Locate each line of the material that contains "index", then return it.
Start of Dataset excerpt
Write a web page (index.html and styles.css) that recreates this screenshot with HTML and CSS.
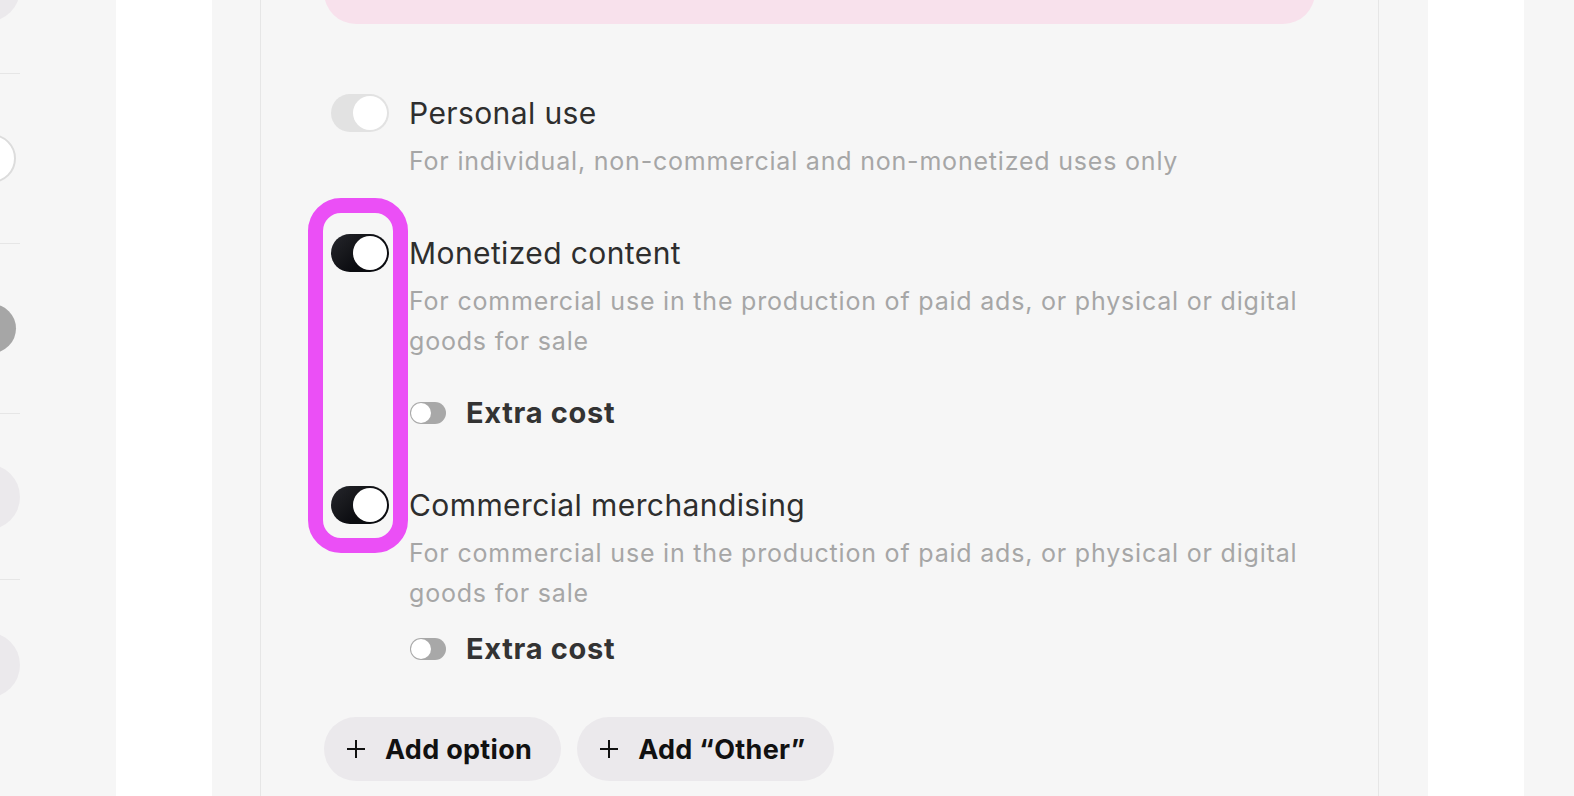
FILE: index.html
```html
<!DOCTYPE html>
<html lang="en">
<head>
<meta charset="utf-8">
<title>Usage options</title>
<link rel="stylesheet" href="styles.css">
</head>
<body>
<div class="page">
  <aside class="side-list">
    <div class="side-inner">
      <div class="side-item"><span class="shape pill"></span></div>
      <div class="side-sep"></div>
      <div class="side-item"><span class="shape knob-white"></span></div>
      <div class="side-sep"></div>
      <div class="side-item"><span class="shape knob-gray"></span></div>
      <div class="side-sep"></div>
      <div class="side-item short"><span class="shape pill"></span></div>
      <div class="side-sep"></div>
      <div class="side-item"><span class="shape pill"></span></div>
    </div>
  </aside>
  <div class="strip white"></div>
  <div class="strip gray-l"></div>

  <main class="card">
    <div class="notice"></div>

    <div class="options">
      <div class="option">
        <div class="option-row">
          <span class="toggle on disabled"><span class="knob"></span></span>
          <span class="option-title">Personal use</span>
        </div>
        <p class="option-desc">For individual, non-commercial and non-monetized uses only</p>
      </div>

      <div class="option">
        <div class="option-row">
          <span class="toggle on"><span class="knob"></span></span>
          <span class="option-title">Monetized content</span>
        </div>
        <p class="option-desc">For commercial use in the production of paid ads, or physical or digital goods for sale</p>
        <div class="extra extra-wide">
          <span class="mini-toggle"><span class="mini-knob"></span></span>
          <span class="extra-label">Extra cost</span>
        </div>
      </div>

      <div class="option">
        <div class="option-row">
          <span class="toggle on"><span class="knob"></span></span>
          <span class="option-title">Commercial merchandising</span>
        </div>
        <p class="option-desc">For commercial use in the production of paid ads, or physical or digital goods for sale</p>
        <div class="extra">
          <span class="mini-toggle"><span class="mini-knob"></span></span>
          <span class="extra-label">Extra cost</span>
        </div>
      </div>

      <div class="highlight"></div>
    </div>

    <div class="actions">
      <button class="add-btn" type="button">
        <svg class="plus" viewBox="0 0 20 20" width="20" height="20" aria-hidden="true"><path d="M10 1v18M1 10h18" stroke="#111" stroke-width="2" fill="none"/></svg>
        <span>Add option</span>
      </button>
      <button class="add-btn" type="button">
        <svg class="plus" viewBox="0 0 20 20" width="20" height="20" aria-hidden="true"><path d="M10 1v18M1 10h18" stroke="#111" stroke-width="2" fill="none"/></svg>
        <span>Add “Other”</span>
      </button>
    </div>
  </main>

  <div class="strip gray-r"></div>
  <div class="strip white"></div>
  <div class="strip gray-end"></div>
</div>
</body>
</html>
```

FILE: styles.css
```css
* { box-sizing: border-box; }

html, body {
  margin: 0;
  padding: 0;
  height: 100%;
  background: #f6f6f6;
  font-family: "Inter", "Liberation Sans", sans-serif;
  overflow: hidden;
}

.page {
  display: flex;
  height: 796px;
  overflow: hidden;
}

/* left clipped list */
.side-list {
  width: 116px;
  flex: none;
  background: #f6f6f6;
  overflow: hidden;
}
.side-inner {
  width: 20px;
  margin-top: -96px;
  display: flex;
  flex-direction: column;
}
.side-item {
  height: 169px;
  display: flex;
  align-items: center;
  justify-content: flex-end;
}
.side-item.short { height: 165px; }
.side-sep {
  height: 1px;
  background: #e6e6e6;
}
.shape { flex: none; display: block; }
.pill {
  width: 200px;
  height: 66px;
  border-radius: 33px;
  background: #ebe9ec;
}
.knob-white {
  width: 49px;
  height: 49px;
  border-radius: 50%;
  background: #fff;
  border: 2px solid #dcdcdc;
  margin-right: 4px;
}
.knob-gray {
  width: 49px;
  height: 49px;
  border-radius: 50%;
  background: #a6a6a6;
  margin-right: 4px;
}

.strip { flex: none; }
.strip.white { width: 96px; background: #fff; }
.strip.gray-l { width: 48px; background: #f6f6f6; }
.strip.gray-r { width: 49px; background: #f6f6f6; }
.strip.gray-end { flex: 1; background: #f6f6f6; }

/* main card */
.card {
  width: 1119px;
  flex: none;
  background: #f6f6f6;
  border-left: 1px solid #e6e6e6;
  border-right: 1px solid #e6e6e6;
  padding: 0 63px;
}

.notice {
  height: 140px;
  margin-top: -116px;
  background: #f8e1ec;
  border-radius: 32px;
}

.options {
  position: relative;
  margin-top: 69px;
  padding-left: 7px;
  display: flex;
  flex-direction: column;
  gap: 52px;
}

.option-row {
  display: flex;
  align-items: center;
  gap: 20px;
  height: 40px;
}

.toggle {
  position: relative;
  width: 58px;
  height: 38px;
  border-radius: 19px;
  flex: none;
  background: linear-gradient(135deg, #26272c 0%, #0b0c10 60%);
}
.toggle.disabled { background: #e2e2e2; }
.toggle .knob {
  position: absolute;
  top: 2px;
  right: 2px;
  width: 34px;
  height: 34px;
  border-radius: 50%;
  background: #fff;
}

.option-title {
  font-size: 30px;
  line-height: 40px;
  color: #2e2e2e;
  letter-spacing: 0.4px;
}

.option-desc {
  margin: 8px 0 0;
  padding-left: 78px;
  font-size: 25px;
  line-height: 40px;
  color: #a6a6a6;
  letter-spacing: 0.8px;
}

.extra {
  display: flex;
  align-items: center;
  gap: 20px;
  height: 40px;
  margin-top: 16px;
  padding-left: 79px;
}
.extra.extra-wide { margin-top: 32px; }

.mini-toggle {
  position: relative;
  width: 36px;
  height: 22px;
  border-radius: 11px;
  background: #a8a8a8;
  flex: none;
}
.mini-knob {
  position: absolute;
  top: 1px;
  left: 1px;
  width: 20px;
  height: 20px;
  border-radius: 50%;
  background: #fff;
}

.extra-label {
  font-size: 29px;
  font-weight: 700;
  color: #333;
  line-height: 40px;
  letter-spacing: 0.7px;
}

.highlight {
  position: absolute;
  left: -16px;
  top: 105px;
  width: 100px;
  height: 355px;
  border: 15px solid #eb4ff6;
  border-radius: 33px;
  pointer-events: none;
}

.actions {
  display: flex;
  gap: 16px;
  margin-top: 48px;
}

.add-btn {
  display: flex;
  align-items: center;
  gap: 19px;
  height: 64px;
  padding: 0 29px 0 22px;
  border: none;
  border-radius: 32px;
  background: #ebe9ec;
  font-family: inherit;
  font-size: 27px;
  font-weight: 700;
  color: #111;
  letter-spacing: 0.3px;
}
.plus { flex: none; display: block; }
```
End of Dataset excerpt
**Solution for this problem:**
Write a web page (index.html and styles.css) that recreates this screenshot with HTML and CSS.
FILE: index.html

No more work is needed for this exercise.